When the White House and top military officials gave erroneous information about the whereabouts and intentions of a U.S. aircraft carrier earlier this month — and then failed for days to correct reports — some critics claimed that the U.S. had jeopardized the safety of some of its closest allies. But how could such a monumental mistake happen?
Defense officials who spoke with Navy Times revealed that "over the course of 10 days, a series of gaffes and missteps throughout the entire national security structure to its highest levels would raise the specter of a nuclear showdown, send the U.S. and Chinese governments into crisis mode, and expose alarming communication deficiencies within the American military at large."
With North Korean aggression mounting in early April, the original plan had been to shorten the USS Carl Vinson's planned exercises with Australia and cancel its port visit to Perth, which would get it up to North Korea by the end of the month.
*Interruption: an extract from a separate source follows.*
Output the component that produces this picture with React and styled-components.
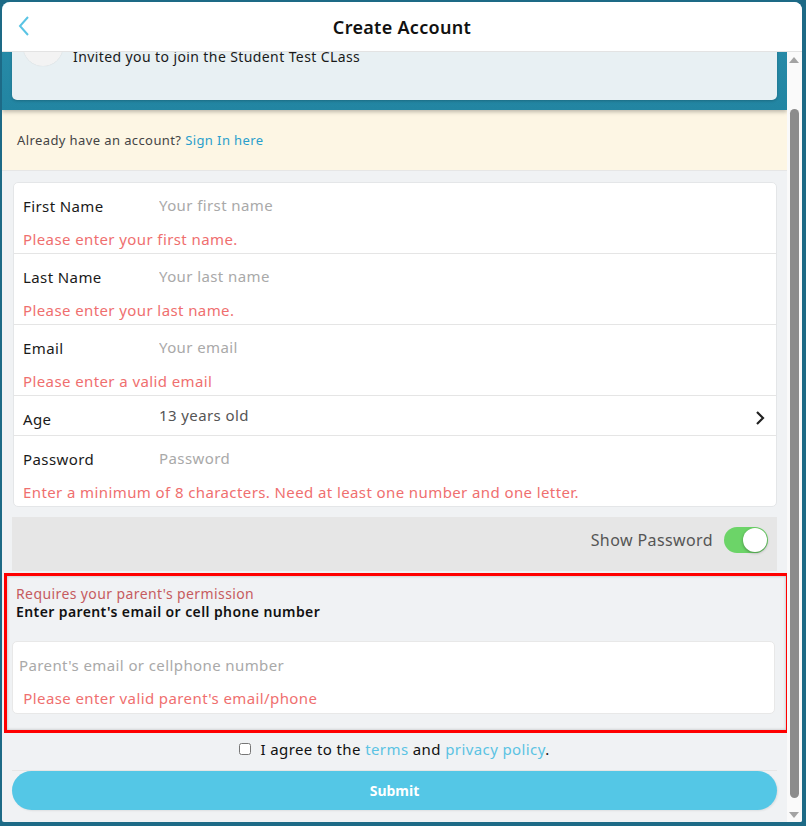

But because an Australian port visit is "the holy grail" for sailors, many families had already planned trips to the country to visit their relatives. "The easiest thing to do, PACOM officials decided, would be send out a press release announcing the canceled port visit — making it easier for families to get their money back from airlines and letting all parties know why the Vinson wouldn't be visiting the Land Down Under," Navy Times notes.
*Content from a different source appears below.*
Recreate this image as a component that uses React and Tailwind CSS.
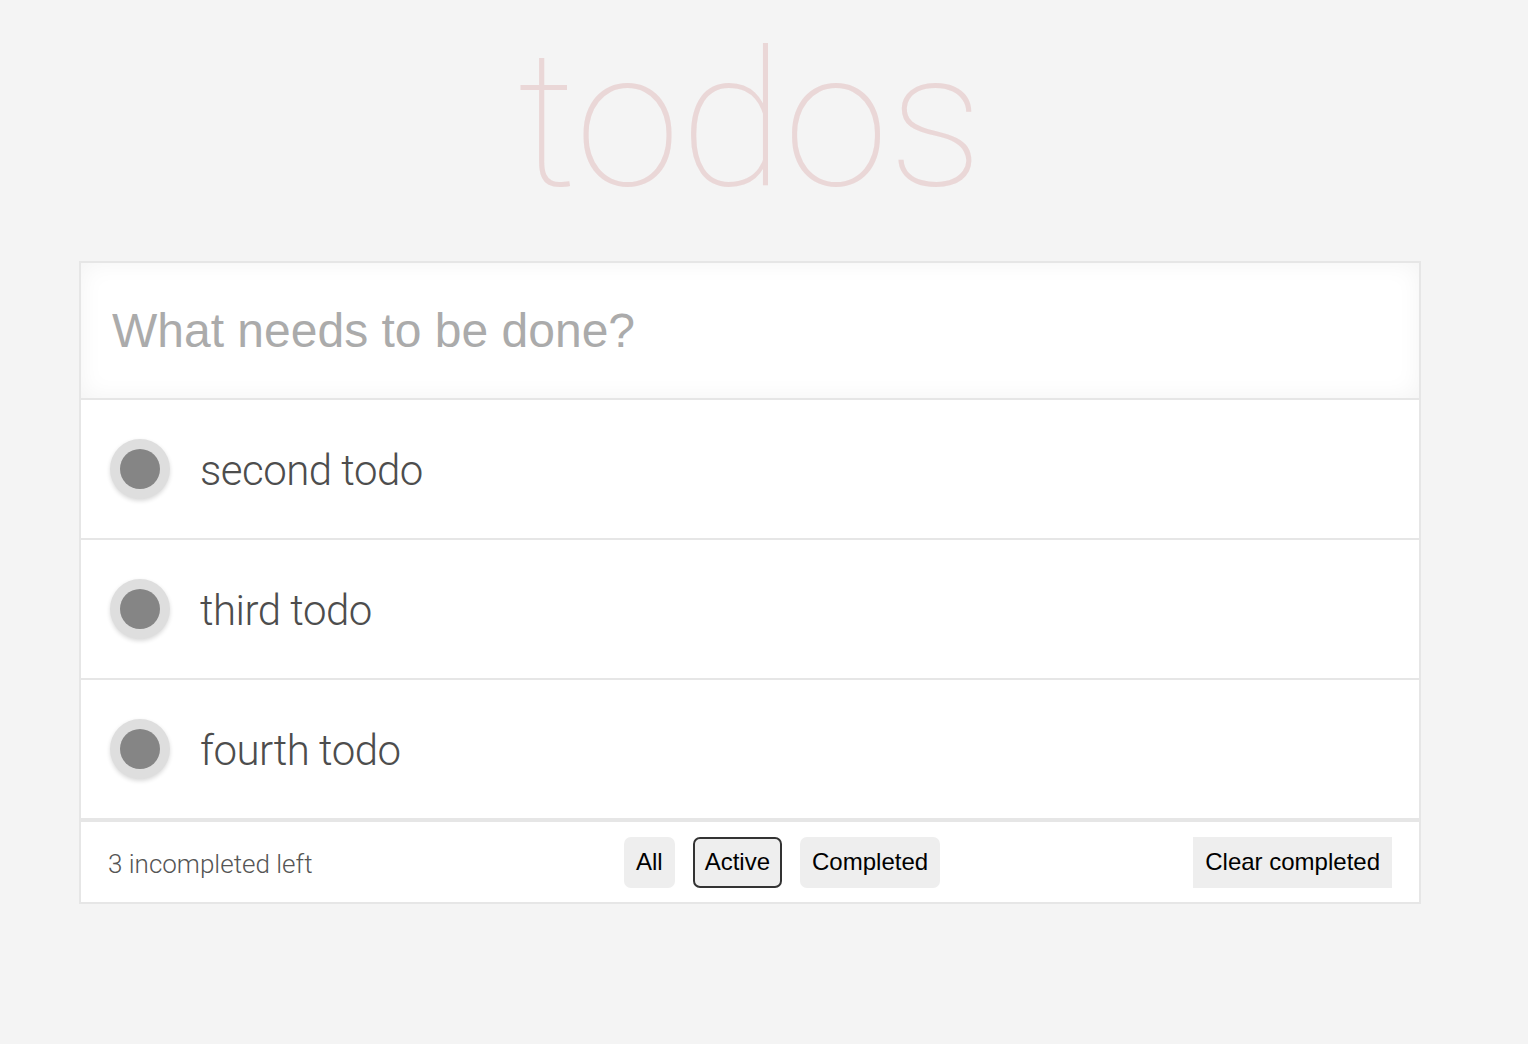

Instead, "the media just went nuts," a defense official with knowledge of the situation said. Adding to the confusion, Reuters reported the Vinson was leaving Singapore for North Korea, although it was in fact headed south, to the truncated Australian training exercises. "Everyone from [U.S. National Security Adviser H.R.] McMaster and [Secretary of Defense James] Mattis to the president himself inaccurately stated what Vinson's intentions were," Navy Times writes.
"It's really shocking that they let this go for nearly two weeks without trying to correct the record," added retired Navy officer Bryan Clark.